(Records with interface code)
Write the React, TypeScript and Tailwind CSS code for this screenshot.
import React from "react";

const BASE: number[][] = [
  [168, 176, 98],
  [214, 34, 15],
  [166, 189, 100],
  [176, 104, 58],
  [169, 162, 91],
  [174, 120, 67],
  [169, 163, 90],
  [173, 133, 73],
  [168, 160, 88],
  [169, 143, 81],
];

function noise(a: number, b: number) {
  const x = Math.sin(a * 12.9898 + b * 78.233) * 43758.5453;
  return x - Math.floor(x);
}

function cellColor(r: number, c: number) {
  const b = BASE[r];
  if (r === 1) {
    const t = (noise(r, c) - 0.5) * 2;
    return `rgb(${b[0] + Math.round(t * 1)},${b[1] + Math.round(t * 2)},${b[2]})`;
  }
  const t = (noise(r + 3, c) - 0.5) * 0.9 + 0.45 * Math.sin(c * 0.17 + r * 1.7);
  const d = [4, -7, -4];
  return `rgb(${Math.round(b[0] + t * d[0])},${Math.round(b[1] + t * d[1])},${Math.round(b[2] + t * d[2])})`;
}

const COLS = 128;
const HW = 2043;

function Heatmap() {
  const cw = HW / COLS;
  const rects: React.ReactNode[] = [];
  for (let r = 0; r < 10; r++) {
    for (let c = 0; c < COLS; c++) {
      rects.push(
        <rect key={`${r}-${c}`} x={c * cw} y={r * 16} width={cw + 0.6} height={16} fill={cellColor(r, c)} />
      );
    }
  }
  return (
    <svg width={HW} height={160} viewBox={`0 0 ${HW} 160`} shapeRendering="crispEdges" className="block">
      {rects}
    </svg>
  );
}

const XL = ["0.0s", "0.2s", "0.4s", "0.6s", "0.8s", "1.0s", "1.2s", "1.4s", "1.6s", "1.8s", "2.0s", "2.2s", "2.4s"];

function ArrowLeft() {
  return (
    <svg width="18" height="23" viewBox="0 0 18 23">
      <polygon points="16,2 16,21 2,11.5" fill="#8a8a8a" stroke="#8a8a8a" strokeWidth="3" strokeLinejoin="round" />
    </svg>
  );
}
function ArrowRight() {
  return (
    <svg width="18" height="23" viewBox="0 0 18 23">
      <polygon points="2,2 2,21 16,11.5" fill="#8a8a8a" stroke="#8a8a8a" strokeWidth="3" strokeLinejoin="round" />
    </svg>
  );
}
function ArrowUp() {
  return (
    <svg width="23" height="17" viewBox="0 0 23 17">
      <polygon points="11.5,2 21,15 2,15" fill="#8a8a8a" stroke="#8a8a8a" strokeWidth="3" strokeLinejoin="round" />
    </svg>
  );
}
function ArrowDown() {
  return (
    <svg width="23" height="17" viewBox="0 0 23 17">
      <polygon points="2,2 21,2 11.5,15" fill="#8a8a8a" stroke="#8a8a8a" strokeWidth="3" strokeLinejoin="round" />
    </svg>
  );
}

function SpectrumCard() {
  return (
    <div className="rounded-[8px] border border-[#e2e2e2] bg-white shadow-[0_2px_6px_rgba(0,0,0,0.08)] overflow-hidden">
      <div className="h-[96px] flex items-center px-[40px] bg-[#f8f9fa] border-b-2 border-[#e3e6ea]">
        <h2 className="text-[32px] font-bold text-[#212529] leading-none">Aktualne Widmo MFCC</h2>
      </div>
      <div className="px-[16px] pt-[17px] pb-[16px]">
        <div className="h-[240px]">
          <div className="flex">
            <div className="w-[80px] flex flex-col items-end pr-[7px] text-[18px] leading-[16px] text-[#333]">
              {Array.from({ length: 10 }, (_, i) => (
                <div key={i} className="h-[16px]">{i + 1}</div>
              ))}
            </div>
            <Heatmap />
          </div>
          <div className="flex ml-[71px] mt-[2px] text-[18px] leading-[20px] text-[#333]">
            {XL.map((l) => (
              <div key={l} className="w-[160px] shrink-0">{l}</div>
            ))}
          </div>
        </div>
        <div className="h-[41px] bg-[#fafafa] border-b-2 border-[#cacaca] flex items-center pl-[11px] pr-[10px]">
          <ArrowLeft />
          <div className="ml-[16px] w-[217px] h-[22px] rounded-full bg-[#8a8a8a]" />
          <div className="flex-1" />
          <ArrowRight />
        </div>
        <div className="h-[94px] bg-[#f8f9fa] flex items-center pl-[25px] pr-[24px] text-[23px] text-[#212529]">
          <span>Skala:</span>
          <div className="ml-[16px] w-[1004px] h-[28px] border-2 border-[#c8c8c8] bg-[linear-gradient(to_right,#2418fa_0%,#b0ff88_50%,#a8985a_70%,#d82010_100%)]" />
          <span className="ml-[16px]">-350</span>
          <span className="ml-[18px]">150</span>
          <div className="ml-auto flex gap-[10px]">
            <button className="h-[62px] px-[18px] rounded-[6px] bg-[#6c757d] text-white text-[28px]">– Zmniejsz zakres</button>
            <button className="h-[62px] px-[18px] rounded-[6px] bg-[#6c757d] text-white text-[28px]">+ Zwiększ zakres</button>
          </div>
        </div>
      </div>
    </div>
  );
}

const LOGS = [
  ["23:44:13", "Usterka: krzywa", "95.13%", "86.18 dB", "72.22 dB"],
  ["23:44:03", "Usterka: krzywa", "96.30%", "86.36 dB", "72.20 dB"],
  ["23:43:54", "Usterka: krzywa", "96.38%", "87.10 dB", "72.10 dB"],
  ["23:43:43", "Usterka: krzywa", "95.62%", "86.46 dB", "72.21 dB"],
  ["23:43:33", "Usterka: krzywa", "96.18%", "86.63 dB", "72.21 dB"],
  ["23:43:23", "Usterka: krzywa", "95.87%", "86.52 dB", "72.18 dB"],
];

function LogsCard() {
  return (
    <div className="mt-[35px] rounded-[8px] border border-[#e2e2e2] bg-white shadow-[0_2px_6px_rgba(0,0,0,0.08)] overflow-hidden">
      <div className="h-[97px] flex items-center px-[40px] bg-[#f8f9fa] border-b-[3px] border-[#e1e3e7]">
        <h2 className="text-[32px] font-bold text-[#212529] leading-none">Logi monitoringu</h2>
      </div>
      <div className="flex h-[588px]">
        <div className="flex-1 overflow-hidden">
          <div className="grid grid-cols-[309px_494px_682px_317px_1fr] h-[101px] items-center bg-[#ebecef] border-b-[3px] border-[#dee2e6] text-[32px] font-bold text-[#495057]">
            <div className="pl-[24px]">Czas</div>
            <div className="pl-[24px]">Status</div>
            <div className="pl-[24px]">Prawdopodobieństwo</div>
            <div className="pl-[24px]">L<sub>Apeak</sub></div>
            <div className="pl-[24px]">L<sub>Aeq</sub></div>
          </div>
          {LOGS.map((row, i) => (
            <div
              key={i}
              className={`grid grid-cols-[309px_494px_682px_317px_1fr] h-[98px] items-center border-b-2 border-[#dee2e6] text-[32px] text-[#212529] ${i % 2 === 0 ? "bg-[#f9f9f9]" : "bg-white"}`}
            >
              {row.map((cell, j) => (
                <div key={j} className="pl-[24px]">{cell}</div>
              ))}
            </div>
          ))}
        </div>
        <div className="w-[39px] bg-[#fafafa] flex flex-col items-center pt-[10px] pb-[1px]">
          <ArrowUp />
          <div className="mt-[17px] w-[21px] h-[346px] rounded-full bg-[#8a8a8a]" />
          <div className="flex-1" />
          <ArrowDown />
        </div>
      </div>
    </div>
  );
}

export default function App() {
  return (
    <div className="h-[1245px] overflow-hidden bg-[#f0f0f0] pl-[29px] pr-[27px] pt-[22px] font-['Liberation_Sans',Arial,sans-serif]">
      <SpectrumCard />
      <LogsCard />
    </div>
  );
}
...
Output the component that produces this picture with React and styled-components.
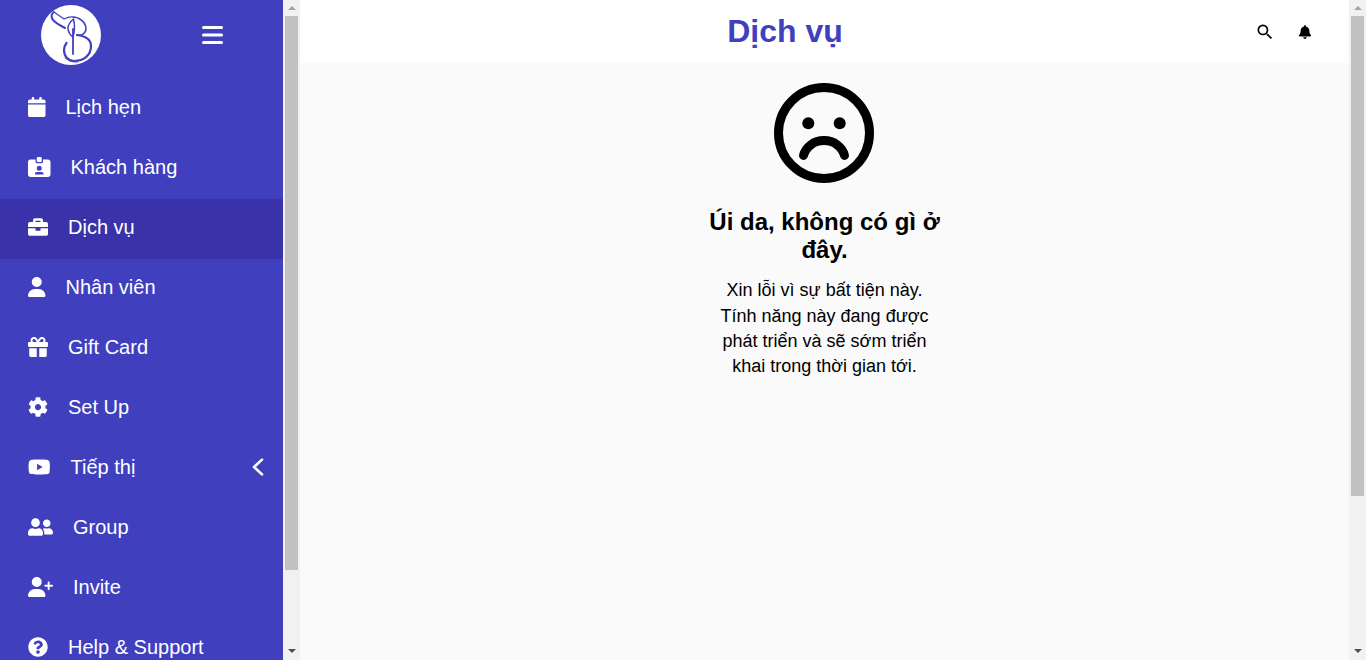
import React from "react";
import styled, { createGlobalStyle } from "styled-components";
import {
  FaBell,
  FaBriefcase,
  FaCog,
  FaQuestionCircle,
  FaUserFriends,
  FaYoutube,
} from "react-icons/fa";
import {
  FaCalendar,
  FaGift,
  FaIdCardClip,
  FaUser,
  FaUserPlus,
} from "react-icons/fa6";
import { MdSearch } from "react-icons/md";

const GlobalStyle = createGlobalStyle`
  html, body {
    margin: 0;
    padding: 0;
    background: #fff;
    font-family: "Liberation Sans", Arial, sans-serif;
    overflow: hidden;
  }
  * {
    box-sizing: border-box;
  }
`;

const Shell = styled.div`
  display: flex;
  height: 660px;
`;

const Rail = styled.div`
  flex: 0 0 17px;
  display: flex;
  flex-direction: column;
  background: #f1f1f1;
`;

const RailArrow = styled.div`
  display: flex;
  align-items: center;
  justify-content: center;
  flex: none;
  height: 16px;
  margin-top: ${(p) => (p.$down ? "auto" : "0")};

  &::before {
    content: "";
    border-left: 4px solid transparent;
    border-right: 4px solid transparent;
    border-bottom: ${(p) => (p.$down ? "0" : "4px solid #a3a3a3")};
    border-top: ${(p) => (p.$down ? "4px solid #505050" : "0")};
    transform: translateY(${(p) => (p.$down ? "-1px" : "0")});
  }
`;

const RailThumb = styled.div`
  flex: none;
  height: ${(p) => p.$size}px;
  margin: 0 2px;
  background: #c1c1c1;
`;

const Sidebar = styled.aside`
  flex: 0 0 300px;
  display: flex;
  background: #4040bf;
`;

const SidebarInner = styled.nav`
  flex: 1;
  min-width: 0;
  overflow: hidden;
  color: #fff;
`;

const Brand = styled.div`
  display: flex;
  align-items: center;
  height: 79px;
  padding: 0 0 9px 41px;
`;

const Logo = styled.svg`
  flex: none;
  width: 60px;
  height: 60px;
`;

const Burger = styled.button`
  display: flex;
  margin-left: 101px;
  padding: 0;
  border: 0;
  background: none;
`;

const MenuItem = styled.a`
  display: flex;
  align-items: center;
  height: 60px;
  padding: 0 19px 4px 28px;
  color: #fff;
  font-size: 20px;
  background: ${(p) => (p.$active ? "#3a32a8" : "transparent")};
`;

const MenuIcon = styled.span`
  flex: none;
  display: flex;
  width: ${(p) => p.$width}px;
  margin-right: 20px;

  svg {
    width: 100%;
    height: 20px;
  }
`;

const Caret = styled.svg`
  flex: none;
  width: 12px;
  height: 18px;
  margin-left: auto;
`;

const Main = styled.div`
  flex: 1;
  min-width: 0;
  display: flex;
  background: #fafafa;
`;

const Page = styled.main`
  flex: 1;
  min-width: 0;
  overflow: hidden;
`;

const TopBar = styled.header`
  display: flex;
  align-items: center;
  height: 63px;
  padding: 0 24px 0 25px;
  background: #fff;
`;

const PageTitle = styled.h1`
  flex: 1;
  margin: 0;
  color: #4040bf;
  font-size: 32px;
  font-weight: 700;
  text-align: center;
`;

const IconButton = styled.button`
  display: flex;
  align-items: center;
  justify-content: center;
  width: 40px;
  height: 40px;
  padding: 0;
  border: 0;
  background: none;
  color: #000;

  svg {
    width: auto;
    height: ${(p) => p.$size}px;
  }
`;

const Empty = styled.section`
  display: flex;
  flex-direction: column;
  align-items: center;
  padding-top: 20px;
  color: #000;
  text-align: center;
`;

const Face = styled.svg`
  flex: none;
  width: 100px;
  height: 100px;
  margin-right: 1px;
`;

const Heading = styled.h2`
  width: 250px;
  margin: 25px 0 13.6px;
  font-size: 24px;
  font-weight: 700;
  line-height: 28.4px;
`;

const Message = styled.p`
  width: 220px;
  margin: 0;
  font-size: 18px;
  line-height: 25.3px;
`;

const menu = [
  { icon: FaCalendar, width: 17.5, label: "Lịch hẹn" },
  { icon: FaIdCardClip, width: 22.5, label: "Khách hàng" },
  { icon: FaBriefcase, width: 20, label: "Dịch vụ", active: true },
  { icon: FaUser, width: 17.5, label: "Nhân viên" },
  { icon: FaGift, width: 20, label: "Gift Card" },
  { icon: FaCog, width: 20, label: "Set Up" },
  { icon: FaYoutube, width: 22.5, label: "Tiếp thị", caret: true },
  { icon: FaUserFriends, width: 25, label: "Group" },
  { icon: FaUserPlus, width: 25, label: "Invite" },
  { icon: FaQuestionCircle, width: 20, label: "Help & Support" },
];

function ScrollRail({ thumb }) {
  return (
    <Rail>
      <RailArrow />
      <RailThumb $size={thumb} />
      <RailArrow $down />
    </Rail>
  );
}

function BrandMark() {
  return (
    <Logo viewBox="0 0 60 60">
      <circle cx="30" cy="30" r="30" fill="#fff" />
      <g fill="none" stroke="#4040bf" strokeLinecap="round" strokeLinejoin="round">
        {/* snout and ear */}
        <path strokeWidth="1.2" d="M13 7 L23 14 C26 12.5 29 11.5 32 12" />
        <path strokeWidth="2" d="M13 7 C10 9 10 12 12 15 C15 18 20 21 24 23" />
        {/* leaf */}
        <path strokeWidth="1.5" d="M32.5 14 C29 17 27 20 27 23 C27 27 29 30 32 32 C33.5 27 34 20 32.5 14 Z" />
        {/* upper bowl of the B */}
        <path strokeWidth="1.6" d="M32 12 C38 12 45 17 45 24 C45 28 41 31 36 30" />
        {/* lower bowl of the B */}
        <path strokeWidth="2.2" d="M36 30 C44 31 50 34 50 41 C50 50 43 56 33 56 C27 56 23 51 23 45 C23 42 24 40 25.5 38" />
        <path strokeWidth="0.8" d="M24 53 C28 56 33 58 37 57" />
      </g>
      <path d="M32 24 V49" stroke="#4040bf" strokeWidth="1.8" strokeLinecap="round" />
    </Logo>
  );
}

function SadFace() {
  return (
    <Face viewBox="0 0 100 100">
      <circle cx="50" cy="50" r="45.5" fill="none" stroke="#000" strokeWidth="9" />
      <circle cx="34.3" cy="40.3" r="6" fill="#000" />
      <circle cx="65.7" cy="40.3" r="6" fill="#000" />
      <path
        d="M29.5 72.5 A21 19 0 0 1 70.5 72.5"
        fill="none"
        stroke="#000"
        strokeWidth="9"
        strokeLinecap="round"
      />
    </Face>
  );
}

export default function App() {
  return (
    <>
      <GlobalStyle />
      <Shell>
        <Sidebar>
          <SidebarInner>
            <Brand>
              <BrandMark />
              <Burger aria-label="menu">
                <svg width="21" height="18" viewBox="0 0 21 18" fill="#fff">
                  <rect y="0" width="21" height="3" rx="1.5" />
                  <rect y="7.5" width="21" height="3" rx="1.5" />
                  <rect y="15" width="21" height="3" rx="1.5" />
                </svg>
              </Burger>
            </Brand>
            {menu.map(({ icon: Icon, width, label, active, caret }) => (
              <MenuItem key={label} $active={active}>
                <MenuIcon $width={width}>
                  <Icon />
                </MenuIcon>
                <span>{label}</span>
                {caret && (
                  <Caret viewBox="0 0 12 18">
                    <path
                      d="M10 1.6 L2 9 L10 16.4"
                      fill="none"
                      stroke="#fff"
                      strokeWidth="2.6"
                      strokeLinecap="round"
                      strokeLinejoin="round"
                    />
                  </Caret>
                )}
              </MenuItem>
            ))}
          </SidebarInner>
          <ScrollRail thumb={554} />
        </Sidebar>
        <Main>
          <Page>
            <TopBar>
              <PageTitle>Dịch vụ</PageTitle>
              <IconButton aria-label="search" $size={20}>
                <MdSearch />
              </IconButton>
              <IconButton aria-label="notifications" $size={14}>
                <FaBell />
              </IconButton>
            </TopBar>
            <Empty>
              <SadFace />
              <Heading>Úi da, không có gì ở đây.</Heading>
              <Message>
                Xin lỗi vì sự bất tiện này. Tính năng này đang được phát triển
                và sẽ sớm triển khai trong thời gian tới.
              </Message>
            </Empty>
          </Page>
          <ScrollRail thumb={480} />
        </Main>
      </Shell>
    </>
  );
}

- **Do this**
List the lines of the entries that include "components".

- **Response to this exercise**
Output the component that produces this picture with React and styled-components.
import styled, { createGlobalStyle } from "styled-components";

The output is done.